This project is implementation of the paper:
An Empirical Analysis of Linkability in the Monero Blockchain
written by Andrew Miller, Malte Moser, Kevin Lee and Arvind Narayanan.
In the following section is described how to use this source code to obtain results.
First what we need is to get data for processing. For that, we use the following GitHub repository: transactions-export. Here is not described how to use that repository since that is already covered in that repository. To go through the complete problem faster, here we work with only first 1% (first 12361 blocks) of a blockchain which is used in the paper. Command which we need to execute after setting up the project linked above is:
./xmr2csv -t 0 -n 12361 --all-key-images --out-csv-file4 "allColumns.csv"
Now we have the information about the transactions stored in allColumns.csv
.
We don't need actually all the information about the transactions. What we need is only two columns in generated CSV -- Key_image
and Referenced_output_pub_key
. If we can link (one on one) a coin with its' key image, then we know when and where we use it so it is not anonymous anymore by definition.

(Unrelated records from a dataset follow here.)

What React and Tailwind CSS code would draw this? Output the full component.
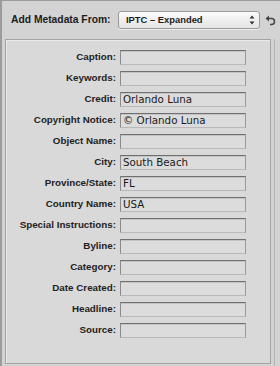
const fields = [
  ['Caption', ''],
  ['Keywords', ''],
  ['Credit', 'Orlando Luna'],
  ['Copyright Notice', '© Orlando Luna'],
  ['Object Name', ''],
  ['City', 'South Beach'],
  ['Province/State', 'FL'],
  ['Country Name', 'USA'],
  ['Special Instructions', ''],
  ['Byline', ''],
  ['Category', ''],
  ['Date Created', ''],
  ['Headline', ''],
  ['Source', ''],
];

const sans = { fontFamily: "'Liberation Sans', Arial, sans-serif" };
const wide = { fontFamily: "'DejaVu Sans', 'Liberation Sans', sans-serif" };

function Field({ label, value }) {
  return (
    <div className="flex items-center h-[21px]">
      <div className="w-[110px] text-right text-[9.8px] font-bold text-[#222] whitespace-nowrap" style={sans}>
        {label}:
      </div>
      <div
        className="ml-[4px] w-[126px] h-[15px] bg-[#dcdcdc] border border-t-[#6f6f6f] border-l-[#8a8a8a] border-r-[#9a9a9a] border-b-[#b9b9b9] shadow-[inset_0_1px_0_#c4c4c4] flex items-center px-[2px] text-[10.3px] text-[#1a1a1a] leading-none whitespace-nowrap"
        style={wide}
      >
        {value}
      </div>
    </div>
  );
}

export default function App() {
  return (
    <div className="w-[280px] h-[366px] bg-[#d3d3d3] border-l-2 border-t border-[#9c9c9c] flex flex-col overflow-hidden" style={sans}>
      {/* header */}
      <div className="h-[38px] flex items-center pl-[9px]">
        <span className="w-[99px] text-[10.3px] font-bold text-[#1c1c1c] whitespace-nowrap">Add Metadata From:</span>
        <div className="ml-[8px] w-[142px] h-[18px] rounded-[3px] bg-gradient-to-b from-[#fbfbfb] to-[#e4e4e4] border border-[#9a9a9a] shadow-[0_1px_0_#eeeeee] flex items-center pl-[7px] pr-[4px]">
          <span className="flex-1 text-[9.4px] font-bold text-[#1c1c1c]">IPTC – Expanded</span>
          <svg width="6" height="10" viewBox="0 0 6 10">
            <path d="M3 0.5 L5.5 3.5 L0.5 3.5 Z" fill="#333" />
            <path d="M3 9.5 L5.5 6.5 L0.5 6.5 Z" fill="#333" />
          </svg>
        </div>
        <svg className="ml-[5px]" width="11" height="11" viewBox="0 0 11 11">
          <path d="M3 3.5 H6.5 A3 3 0 0 1 6.5 9.5 H5" fill="none" stroke="#444" strokeWidth="1.5" />
          <path d="M0.5 3.5 L4 0.5 L4 6.5 Z" fill="#444" />
        </svg>
      </div>
      {/* panel */}
      <div className="flex flex-1 mr-[5px]">
        <div className="ml-[3px] w-[266px] h-[325px] bg-[#d9d9d9] border border-[#a4a4a4] shadow-[inset_1px_1px_0_#eaeaea] pt-[7px]">
          {fields.map(([l, v]) => (
            <Field key={l} label={l} value={v} />
          ))}
        </div>
        <div className="ml-auto w-[1px] h-full bg-[#b5b5b5]" />
      </div>
    </div>
  );
}
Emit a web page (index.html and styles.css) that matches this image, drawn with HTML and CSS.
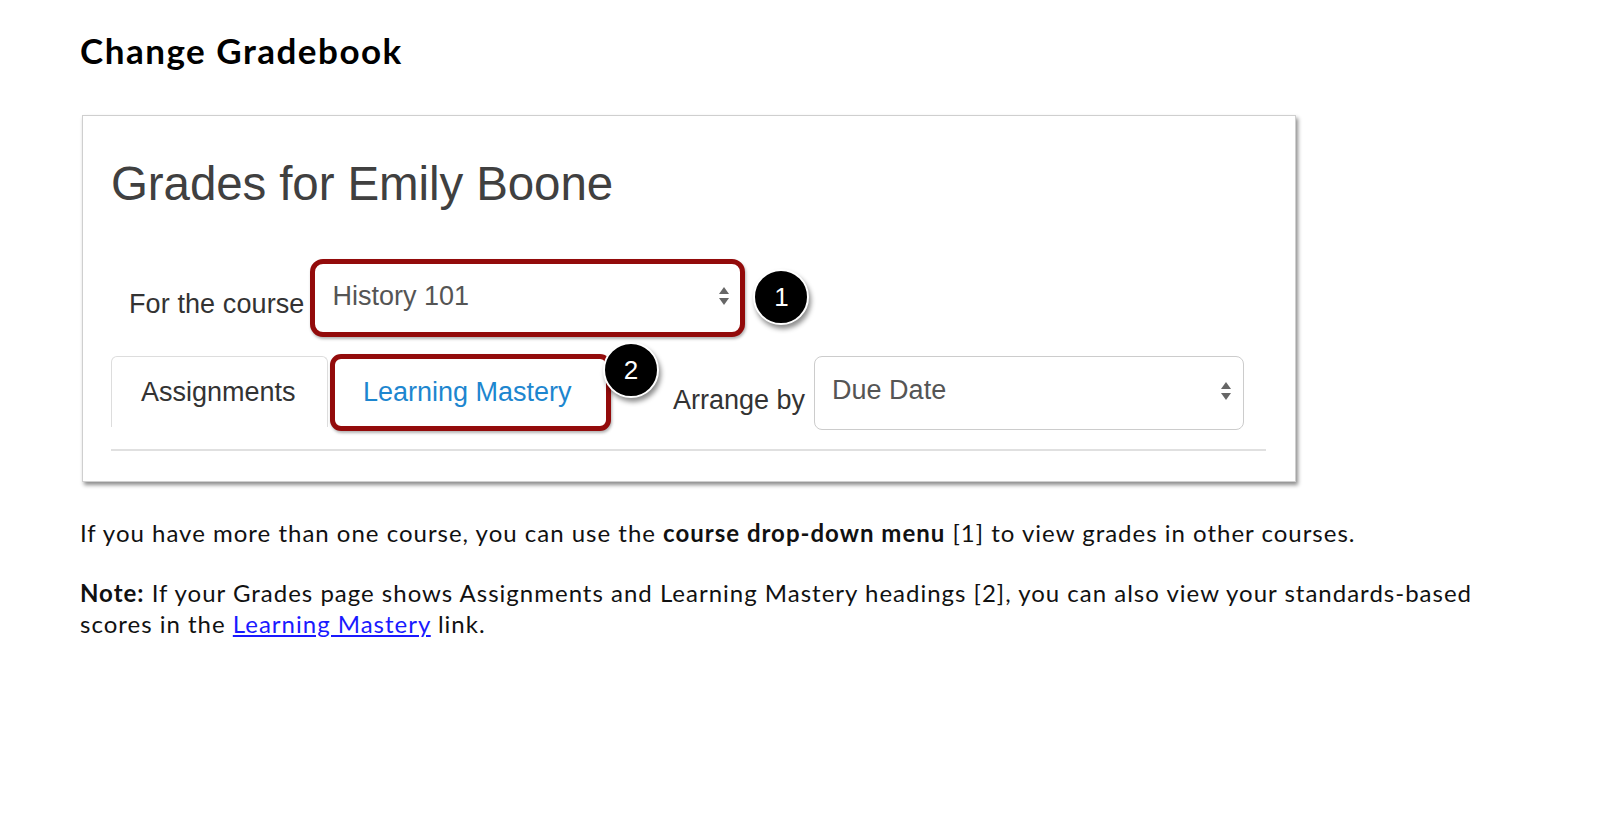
FILE: index.html
```html
<!DOCTYPE html>
<html lang="en">
<head>
  <meta charset="UTF-8" />
  <title>Change Gradebook</title>
  <link rel="stylesheet" href="styles.css">
</head>
<body>
  <div class="page">
    <h1 class="title">Change Gradebook</h1>

    <div class="shot">
      <h2 class="shot-title">Grades for Emily Boone</h2>

      <div class="course-row">
        <span class="label course-label">For the course</span>
        <div class="highlight course-hl">
          <div class="select course-select">
            <span>History 101</span>
            <svg class="arrows" width="12" height="20" viewBox="0 0 12 20"><polygon points="6,1 11,8 1,8"/><polygon points="1,12 11,12 6,19"/></svg>
          </div>
          <span class="badge badge-1">1</span>
        </div>
      </div>

      <div class="tabs-row">
        <div class="tab">Assignments</div>
        <div class="highlight tab-hl">
          <span class="tab-link">Learning Mastery</span>
          <span class="badge badge-2">2</span>
        </div>
        <span class="label arrange-label">Arrange by</span>
        <div class="select due-select">
          <span>Due Date</span>
          <svg class="arrows" width="12" height="20" viewBox="0 0 12 20"><polygon points="6,1 11,8 1,8"/><polygon points="1,12 11,12 6,19"/></svg>
        </div>
      </div>

      <div class="rule"></div>
    </div>

    <p class="text">If you have more than one course, you can use the <b>course drop-down menu</b> [1] to view grades in other courses.</p>
    <p class="text"><b>Note:</b> If your Grades page shows Assignments and Learning Mastery headings [2], you can also view your standards-based scores in the <a href="#">Learning Mastery</a> link.</p>
  </div>
</body>
</html>
```

FILE: styles.css
```css
body {
  margin: 0;
  background: #fff;
  color: #111;
  font-family: "Lato", "Open Sans", sans-serif;
}
.page {
  padding: 0 80px;
  width: 1430px;
}
.title {
  margin: 32px 0 0;
  font-size: 35px;
  line-height: 36px;
  font-weight: 700;
  letter-spacing: 1.5px;
  color: #000;
}

/* screenshot panel */
.shot {
  margin-top: 47px;
  margin-left: 2px;
  width: 1155px;
  padding: 40px 29px 30px 28px;
  border: 1px solid #cfcfcf;
  box-shadow: 2px 3px 4px rgba(0, 0, 0, 0.45);
  background: #fff;
  font-family: "Liberation Sans", Arial, sans-serif;
  color: #333;
}
.shot-title {
  margin: 0;
  font-size: 47.5px;
  line-height: 56px;
  font-weight: 400;
  color: #404040;
  letter-spacing: -0.1px;
}
.label {
  font-size: 27px;
  color: #333;
}
.course-row {
  display: flex;
  align-items: center;
  margin-top: 47px;
  height: 78px;
}
.course-label {
  margin-left: 18px;
  padding-top: 12px;
  margin-right: 6px;
  letter-spacing: 0.1px;
}
.highlight {
  position: relative;
  border: 5px solid #930b0b;
  border-radius: 13px;
  box-shadow: 1px 2px 3px rgba(0, 0, 0, 0.3);
  background: #fff;
}
.course-hl {
  width: 425px;
  height: 68px;
}
.select {
  display: flex;
  align-items: center;
  justify-content: space-between;
  font-size: 27px;
  color: #555;
  box-sizing: border-box;
}
.course-select {
  height: 100%;
  padding: 0 10px 4px 17px;
}
.arrows {
  fill: #666;
}
.badge {
  position: absolute;
  width: 52px;
  height: 52px;
  border: 2px solid #fff;
  border-radius: 50%;
  background: #000;
  color: #fff;
  font-size: 26px;
  display: flex;
  align-items: center;
  justify-content: center;
  box-shadow: 2px 4px 5px rgba(0, 0, 0, 0.45);
}
.badge-1 {
  left: 438px;
  top: 5px;
}
.badge-2 {
  left: 268px;
  top: -17px;
}

.tabs-row {
  display: flex;
  align-items: center;
  margin-top: 17px;
  height: 77px;
}
.tab {
  box-sizing: border-box;
  width: 217px;
  height: 71px;
  align-self: flex-end;
  margin-bottom: 4px;
  padding: 20px 0 0 29px;
  border: 1px solid #ddd;
  border-bottom: none;
  border-radius: 6px 6px 0 0;
  font-size: 27px;
  color: #333;
}
.tab-hl {
  box-sizing: border-box;
  margin-left: 2px;
  width: 281px;
  height: 77px;
  padding: 18px 0 0 28px;
  border-radius: 11px;
}
.tab-link {
  font-size: 27px;
  color: #1d86cf;
}
.arrange-label {
  margin-left: 62px;
  padding-top: 15px;
}
.due-select {
  margin-left: 9px;
  width: 430px;
  height: 74px;
  padding: 0 11px 4px 17px;
  border: 1px solid #ccc;
  border-radius: 8px;
}
.rule {
  margin-top: 18px;
  height: 2px;
  background: #e0e0e0;
}

/* body text */
.text {
  margin: 35px 0 0;
  font-size: 24px;
  line-height: 31px;
  letter-spacing: 1px;
}
.text + .text {
  margin-top: 29px;
}
.text a {
  color: #1a1aff;
}
```
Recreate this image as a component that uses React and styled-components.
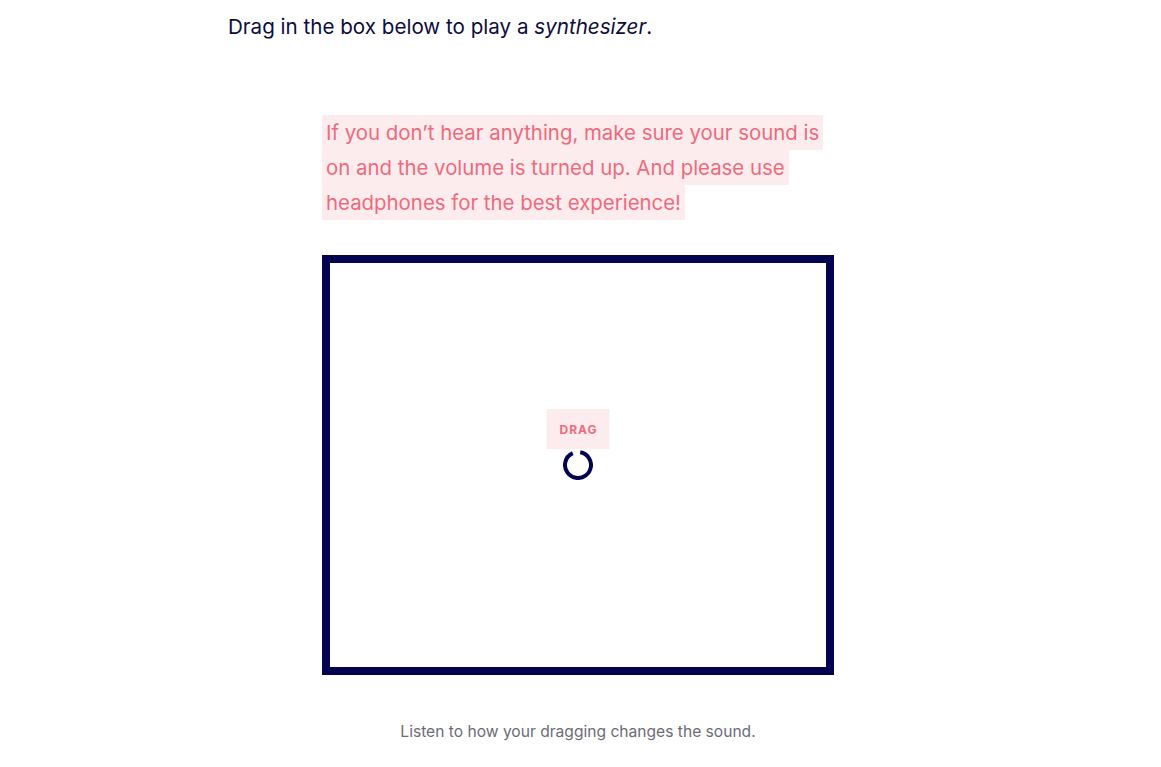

We get the necessary information using the following command:
cut -d ',' -f 4,7 allColumns.csv >> transactions.csv
Now we have only the necessary pieces of information stored in transactions.csv
.
From now on, we refer to that file with that name (transactions.csv
), but it can be any other name as well, just be consistent.
We want to run this on a cluster so we need to create a cluster. Depending on a size of a blockchain and a budget, nodes can be with more or less RAM and CPUs. Default configuration works for 1% of a blockchain.
Every cluster has a name so we know where to submit a job. We will refer to it as cluster_name
, but please keep in mind that name of your cluster is probably different.
We upload file transactions.csv
to our Google Cloud Storage. We upload it to the Cloud Storage staging bucket (top-most directory, not into google-cloud-dataproc-metainfo/) of a cluster we just created and make it publicly available.
From this point on, for the name of a bucket in which we uploaded transactions.csv
, we will use bucketName
.
If everything is done correctly, now at https://storage.googleapis.com/bucketName/transactions.csv
should be a CSV file with the pieces of information we uploaded.
Make sure Java 8 and sbt > 1.0 is installed:
java -version
sbt about
Download, install, and test Apache Spark (version >= 2.2.0) in $SPARK_HOME:
$SPARK_HOME/bin/spark-shell
(not sure if the last step is necessary)
Now, the next steps should be followed:
- Clone this repository.
- Make sure you are in right directory
cd monero-linkability
. - Execute
sbt clean && sbt compile && sbt package
.
Last three lines which are written to standard output after the last command is executed should be something similiar to:
[info] Packaging path_to_package ...
[info] Done packaging.
[success] Total time: 2 s, completed Feb 7, 2018 4:42:17 PM
Please keep in mind where is a package now, i.e. copy path_to_package
in some file or just into clipboard.
Finally, we have everything ready.
There are three ways how to submit a spark job on a cluster.
We will use gcloud dataproc jobs submit command directly from our terminal which assumes you have necessary packages installed. However, it is also possible to submit a job through Web UI ("Console").
Command which submits a job is the following:
gcloud dataproc jobs submit spark --cluster cluster_name --jar path_to_package -- bucketName transactions.csv > stdout.txt 2> results.txt
This way, master node of a cluster is also a master node for our spark application. Same thing holds for workers.
Note: make sure that driver-memory and driver-maxResultSize are big enough if you are working with a bigger instance.
Percentage of determined coins on first 1% of a blockchain should be 0.725, i.e. for almost 3 out of 4 coins we know for sure in which transaction are they used as a real input.
After the last command from the previous section is executed, we can find results in results.txt
. Moreover, results are on a cluster as well - in bucketName
, in a directory created for this job.
For bigger instances, it takes rather long time to execute the algorithm. Therefore, we conclude that Spark is not a perfect technology for the iterative algorithm. For better computational results, we propose a graph database, for instance, Neo4j and Cypher to query it.
After we determined which coin is spent where, we should learn something from that. In paper, several heuristics are proposed. It is shown that among all the coins in a mixin (ring), the newest one is usually the real one. We can use that to guess the real coin in a future if a real coin can't be determined with certainity.
It would be also interesting to try to combine this result with machine learning. Maybe there are some useful features (e.g. time of output) on a blockchain and we can use that to link coins.
But then again, using ML and heuristics, we can only have some probability that some coin is actually spent as an input.